• Instruction
Copy the data that follows, character for character, minus the pictures.

==================================================

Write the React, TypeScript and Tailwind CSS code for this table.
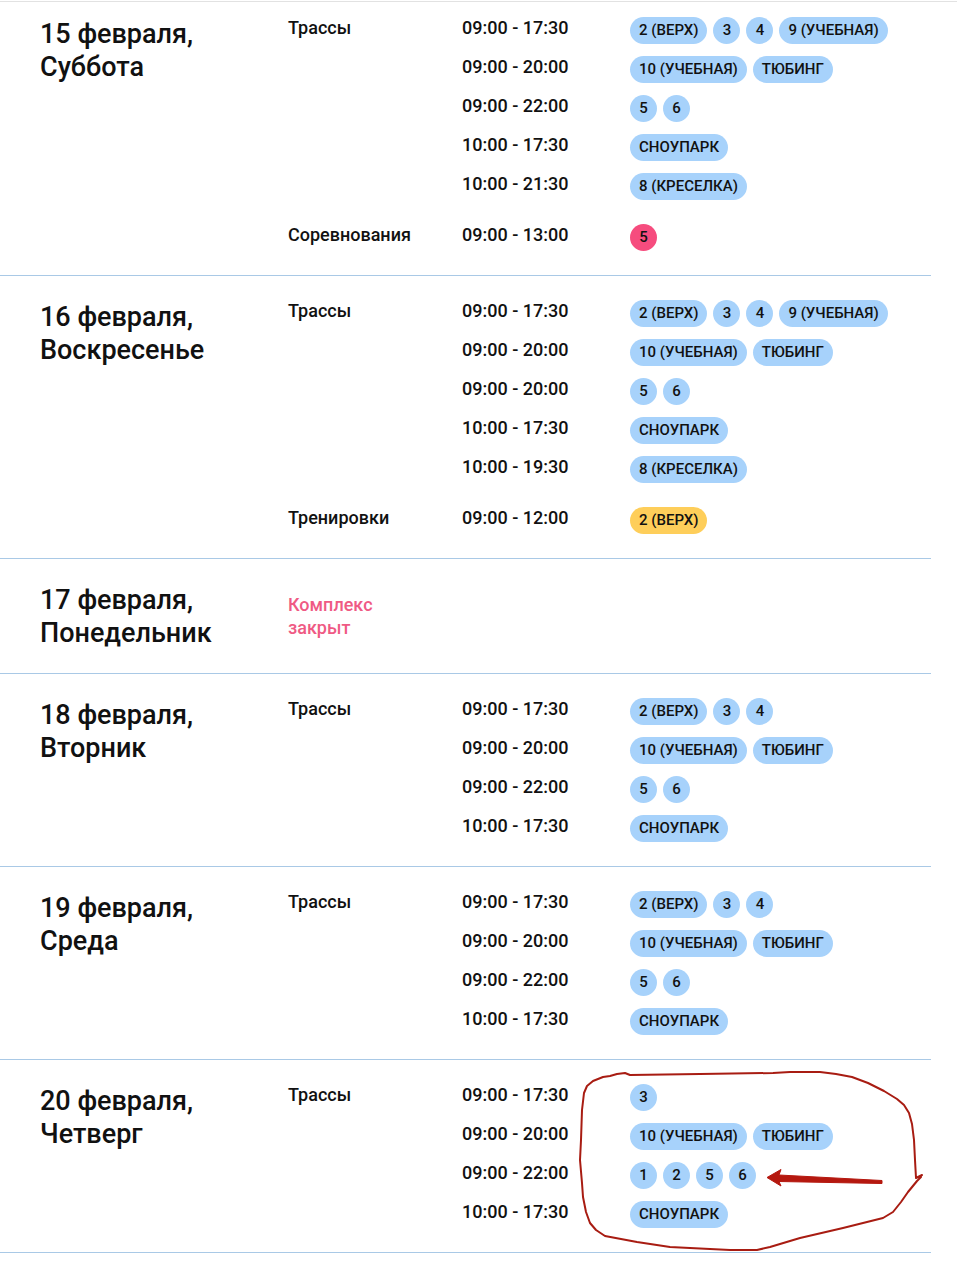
type Tone = 'blue' | 'pink' | 'yellow'

interface Group {
  name: string
  tone?: Tone
  rows: [string, string[]][]
}

interface Day {
  date: string
  weekday: string
  closed?: boolean
  groups: Group[]
}

const TONES: Record<Tone, string> = {
  blue: 'bg-[#a7d2fb]',
  pink: 'bg-[#f64c7e]',
  yellow: 'bg-[#fece5a]',
}

const DAYS: Day[] = [
  {
    date: '15 февраля,',
    weekday: 'Суббота',
    groups: [
      {
        name: 'Трассы',
        rows: [
          ['09:00 - 17:30', ['2 (ВЕРХ)', '3', '4', '9 (УЧЕБНАЯ)']],
          ['09:00 - 20:00', ['10 (УЧЕБНАЯ)', 'ТЮБИНГ']],
          ['09:00 - 22:00', ['5', '6']],
          ['10:00 - 17:30', ['СНОУПАРК']],
          ['10:00 - 21:30', ['8 (КРЕСЕЛКА)']],
        ],
      },
      { name: 'Соревнования', tone: 'pink', rows: [['09:00 - 13:00', ['5']]] },
    ],
  },
  {
    date: '16 февраля,',
    weekday: 'Воскресенье',
    groups: [
      {
        name: 'Трассы',
        rows: [
          ['09:00 - 17:30', ['2 (ВЕРХ)', '3', '4', '9 (УЧЕБНАЯ)']],
          ['09:00 - 20:00', ['10 (УЧЕБНАЯ)', 'ТЮБИНГ']],
          ['09:00 - 20:00', ['5', '6']],
          ['10:00 - 17:30', ['СНОУПАРК']],
          ['10:00 - 19:30', ['8 (КРЕСЕЛКА)']],
        ],
      },
      { name: 'Тренировки', tone: 'yellow', rows: [['09:00 - 12:00', ['2 (ВЕРХ)']]] },
    ],
  },
  { date: '17 февраля,', weekday: 'Понедельник', closed: true, groups: [] },
  {
    date: '18 февраля,',
    weekday: 'Вторник',
    groups: [
      {
        name: 'Трассы',
        rows: [
          ['09:00 - 17:30', ['2 (ВЕРХ)', '3', '4']],
          ['09:00 - 20:00', ['10 (УЧЕБНАЯ)', 'ТЮБИНГ']],
          ['09:00 - 22:00', ['5', '6']],
          ['10:00 - 17:30', ['СНОУПАРК']],
        ],
      },
    ],
  },
  {
    date: '19 февраля,',
    weekday: 'Среда',
    groups: [
      {
        name: 'Трассы',
        rows: [
          ['09:00 - 17:30', ['2 (ВЕРХ)', '3', '4']],
          ['09:00 - 20:00', ['10 (УЧЕБНАЯ)', 'ТЮБИНГ']],
          ['09:00 - 22:00', ['5', '6']],
          ['10:00 - 17:30', ['СНОУПАРК']],
        ],
      },
    ],
  },
  {
    date: '20 февраля,',
    weekday: 'Четверг',
    groups: [
      {
        name: 'Трассы',
        rows: [
          ['09:00 - 17:30', ['3']],
          ['09:00 - 20:00', ['10 (УЧЕБНАЯ)', 'ТЮБИНГ']],
          ['09:00 - 22:00', ['1', '2', '5', '6']],
          ['10:00 - 17:30', ['СНОУПАРК']],
        ],
      },
    ],
  },
]

// red pen loop around the last day's chips
const LOOP = [
  [922, 1175], [916, 1178], [915, 1160], [914, 1140], [912, 1124], [909, 1113], [904, 1105],
  [897, 1099], [884, 1091], [868, 1083], [852, 1077], [836, 1074], [820, 1072], [790, 1072],
  [773, 1073], [700, 1074], [630, 1075], [625, 1073], [617, 1074], [610, 1076], [603, 1077],
  [593, 1081], [587, 1086], [584, 1093], [582, 1110], [581, 1140], [580, 1160], [582, 1183],
  [583, 1197], [586, 1212], [590, 1223], [596, 1230], [605, 1236], [637, 1242], [670, 1247],
  [730, 1250], [757, 1250], [770, 1247], [800, 1238], [843, 1228], [867, 1222], [883, 1218],
  [893, 1212], [901, 1202], [908, 1192], [917, 1181], [921, 1177],
]

function Chip({ label, tone }: { label: string; tone: Tone }) {
  return (
    <span
      className={`flex h-[27px] min-w-[27px] items-center justify-center rounded-full px-[9px] text-[15px] font-medium leading-none text-[#111] ${TONES[tone]}`}
    >
      {label}
    </span>
  )
}

function DayBlock({ day, first }: { day: Day; first: boolean }) {
  return (
    <div className={`flex border-b border-[#a9c9e6] pb-[24px] ${first ? 'pt-[15px]' : 'pt-[24px]'}`}>
      <div className="h-[66px] w-[288px] shrink-0 pl-10 pt-px text-[27px] font-medium leading-[33px] text-[#111]">
        <div>{day.date}</div>
        <div>{day.weekday}</div>
      </div>

      {day.closed ? (
        <div className="mt-[10px] w-[120px] text-[18px] font-medium leading-[23px] text-[#ef5a84]">
          Комплекс закрыт
        </div>
      ) : (
        <div className="flex flex-col gap-[24px]">
          {day.groups.map((g, gi) => (
            <div key={gi} className="flex">
              <div className="w-[174px] shrink-0 text-[18px] font-medium leading-[21px] text-[#111]">
                {g.name}
              </div>
              <div className="flex flex-col gap-[12px]">
                {g.rows.map(([time, chips], ri) => (
                  <div key={ri} className="flex h-[27px] items-start">
                    <div className="w-[168px] shrink-0 text-[18px] font-medium leading-[21px] text-[#111]">
                      {time}
                    </div>
                    <div className="flex gap-[6px]">
                      {chips.map((c, ci) => (
                        <Chip key={ci} label={c} tone={g.tone ?? 'blue'} />
                      ))}
                    </div>
                  </div>
                ))}
              </div>
            </div>
          ))}
        </div>
      )}
    </div>
  )
}

export default function App() {
  return (
    <div
      className="relative h-[1270px] w-[957px] overflow-hidden bg-white"
      style={{ fontFamily: 'Roboto, "Noto Sans", sans-serif' }}
    >
      <div className="mt-px border-t border-[#e2e2e2]" />
      <div className="w-[931px]">
        {DAYS.map((d, i) => (
          <DayBlock key={i} day={d} first={i === 0} />
        ))}
      </div>

      <svg
        className="pointer-events-none absolute left-0 top-0"
        width="957"
        height="1270"
        viewBox="0 0 957 1270"
      >
        <polyline
          points={LOOP.map(p => p.join(',')).join(' ')}
          fill="none"
          stroke="#a81c12"
          strokeWidth="2"
          strokeLinejoin="round"
          strokeLinecap="round"
        />
        <polygon
          points="767,1177.5 781,1169.5 779,1175 882,1180.5 882,1183.5 779,1181.5 781,1186"
          fill="#b5180f"
          stroke="#b5180f"
          strokeWidth="1"
          strokeLinejoin="round"
        />
      </svg>
    </div>
  )
}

==================================================

• Exercise result
Write the React, TypeScript and Tailwind CSS code for this table.
type Tone = 'blue' | 'pink' | 'yellow'

interface Group {
  name: string
  tone?: Tone
  rows: [string, string[]][]
}

interface Day {
  date: string
  weekday: string
  closed?: boolean
  groups: Group[]
}

const TONES: Record<Tone, string> = {
  blue: 'bg-[#a7d2fb]',
  pink: 'bg-[#f64c7e]',
  yellow: 'bg-[#fece5a]',
}

const DAYS: Day[] = [
  {
    date: '15 февраля,',
    weekday: 'Суббота',
    groups: [
      {
        name: 'Трассы',
        rows: [
          ['09:00 - 17:30', ['2 (ВЕРХ)', '3', '4', '9 (УЧЕБНАЯ)']],
          ['09:00 - 20:00', ['10 (УЧЕБНАЯ)', 'ТЮБИНГ']],
          ['09:00 - 22:00', ['5', '6']],
          ['10:00 - 17:30', ['СНОУПАРК']],
          ['10:00 - 21:30', ['8 (КРЕСЕЛКА)']],
        ],
      },
      { name: 'Соревнования', tone: 'pink', rows: [['09:00 - 13:00', ['5']]] },
    ],
  },
  {
    date: '16 февраля,',
    weekday: 'Воскресенье',
    groups: [
      {
        name: 'Трассы',
        rows: [
          ['09:00 - 17:30', ['2 (ВЕРХ)', '3', '4', '9 (УЧЕБНАЯ)']],
          ['09:00 - 20:00', ['10 (УЧЕБНАЯ)', 'ТЮБИНГ']],
          ['09:00 - 20:00', ['5', '6']],
          ['10:00 - 17:30', ['СНОУПАРК']],
          ['10:00 - 19:30', ['8 (КРЕСЕЛКА)']],
        ],
      },
      { name: 'Тренировки', tone: 'yellow', rows: [['09:00 - 12:00', ['2 (ВЕРХ)']]] },
    ],
  },
  { date: '17 февраля,', weekday: 'Понедельник', closed: true, groups: [] },
  {
    date: '18 февраля,',
    weekday: 'Вторник',
    groups: [
      {
        name: 'Трассы',
        rows: [
          ['09:00 - 17:30', ['2 (ВЕРХ)', '3', '4']],
          ['09:00 - 20:00', ['10 (УЧЕБНАЯ)', 'ТЮБИНГ']],
          ['09:00 - 22:00', ['5', '6']],
          ['10:00 - 17:30', ['СНОУПАРК']],
        ],
      },
    ],
  },
  {
    date: '19 февраля,',
    weekday: 'Среда',
    groups: [
      {
        name: 'Трассы',
        rows: [
          ['09:00 - 17:30', ['2 (ВЕРХ)', '3', '4']],
          ['09:00 - 20:00', ['10 (УЧЕБНАЯ)', 'ТЮБИНГ']],
          ['09:00 - 22:00', ['5', '6']],
          ['10:00 - 17:30', ['СНОУПАРК']],
        ],
      },
    ],
  },
  {
    date: '20 февраля,',
    weekday: 'Четверг',
    groups: [
      {
        name: 'Трассы',
        rows: [
          ['09:00 - 17:30', ['3']],
          ['09:00 - 20:00', ['10 (УЧЕБНАЯ)', 'ТЮБИНГ']],
          ['09:00 - 22:00', ['1', '2', '5', '6']],
          ['10:00 - 17:30', ['СНОУПАРК']],
        ],
      },
    ],
  },
]

// red pen loop around the last day's chips
const LOOP = [
  [922, 1175], [916, 1178], [915, 1160], [914, 1140], [912, 1124], [909, 1113], [904, 1105],
  [897, 1099], [884, 1091], [868, 1083], [852, 1077], [836, 1074], [820, 1072], [790, 1072],
  [773, 1073], [700, 1074], [630, 1075], [625, 1073], [617, 1074], [610, 1076], [603, 1077],
  [593, 1081], [587, 1086], [584, 1093], [582, 1110], [581, 1140], [580, 1160], [582, 1183],
  [583, 1197], [586, 1212], [590, 1223], [596, 1230], [605, 1236], [637, 1242], [670, 1247],
  [730, 1250], [757, 1250], [770, 1247], [800, 1238], [843, 1228], [867, 1222], [883, 1218],
  [893, 1212], [901, 1202], [908, 1192], [917, 1181], [921, 1177],
]

function Chip({ label, tone }: { label: string; tone: Tone }) {
  return (
    <span
      className={`flex h-[27px] min-w-[27px] items-center justify-center rounded-full px-[9px] text-[15px] font-medium leading-none text-[#111] ${TONES[tone]}`}
    >
      {label}
    </span>
  )
}

function DayBlock({ day, first }: { day: Day; first: boolean }) {
  return (
    <div className={`flex border-b border-[#a9c9e6] pb-[24px] ${first ? 'pt-[15px]' : 'pt-[24px]'}`}>
      <div className="h-[66px] w-[288px] shrink-0 pl-10 pt-px text-[27px] font-medium leading-[33px] text-[#111]">
        <div>{day.date}</div>
        <div>{day.weekday}</div>
      </div>

      {day.closed ? (
        <div className="mt-[10px] w-[120px] text-[18px] font-medium leading-[23px] text-[#ef5a84]">
          Комплекс закрыт
        </div>
      ) : (
        <div className="flex flex-col gap-[24px]">
          {day.groups.map((g, gi) => (
            <div key={gi} className="flex">
              <div className="w-[174px] shrink-0 text-[18px] font-medium leading-[21px] text-[#111]">
                {g.name}
              </div>
              <div className="flex flex-col gap-[12px]">
                {g.rows.map(([time, chips], ri) => (
                  <div key={ri} className="flex h-[27px] items-start">
                    <div className="w-[168px] shrink-0 text-[18px] font-medium leading-[21px] text-[#111]">
                      {time}
                    </div>
                    <div className="flex gap-[6px]">
                      {chips.map((c, ci) => (
                        <Chip key={ci} label={c} tone={g.tone ?? 'blue'} />
                      ))}
                    </div>
                  </div>
                ))}
              </div>
            </div>
          ))}
        </div>
      )}
    </div>
  )
}

export default function App() {
  return (
    <div
      className="relative h-[1270px] w-[957px] overflow-hidden bg-white"
      style={{ fontFamily: 'Roboto, "Noto Sans", sans-serif' }}
    >
      <div className="mt-px border-t border-[#e2e2e2]" />
      <div className="w-[931px]">
        {DAYS.map((d, i) => (
          <DayBlock key={i} day={d} first={i === 0} />
        ))}
      </div>

      <svg
        className="pointer-events-none absolute left-0 top-0"
        width="957"
        height="1270"
        viewBox="0 0 957 1270"
      >
        <polyline
          points={LOOP.map(p => p.join(',')).join(' ')}
          fill="none"
          stroke="#a81c12"
          strokeWidth="2"
          strokeLinejoin="round"
          strokeLinecap="round"
        />
        <polygon
          points="767,1177.5 781,1169.5 779,1175 882,1180.5 882,1183.5 779,1181.5 781,1186"
          fill="#b5180f"
          stroke="#b5180f"
          strokeWidth="1"
          strokeLinejoin="round"
        />
      </svg>
    </div>
  )
}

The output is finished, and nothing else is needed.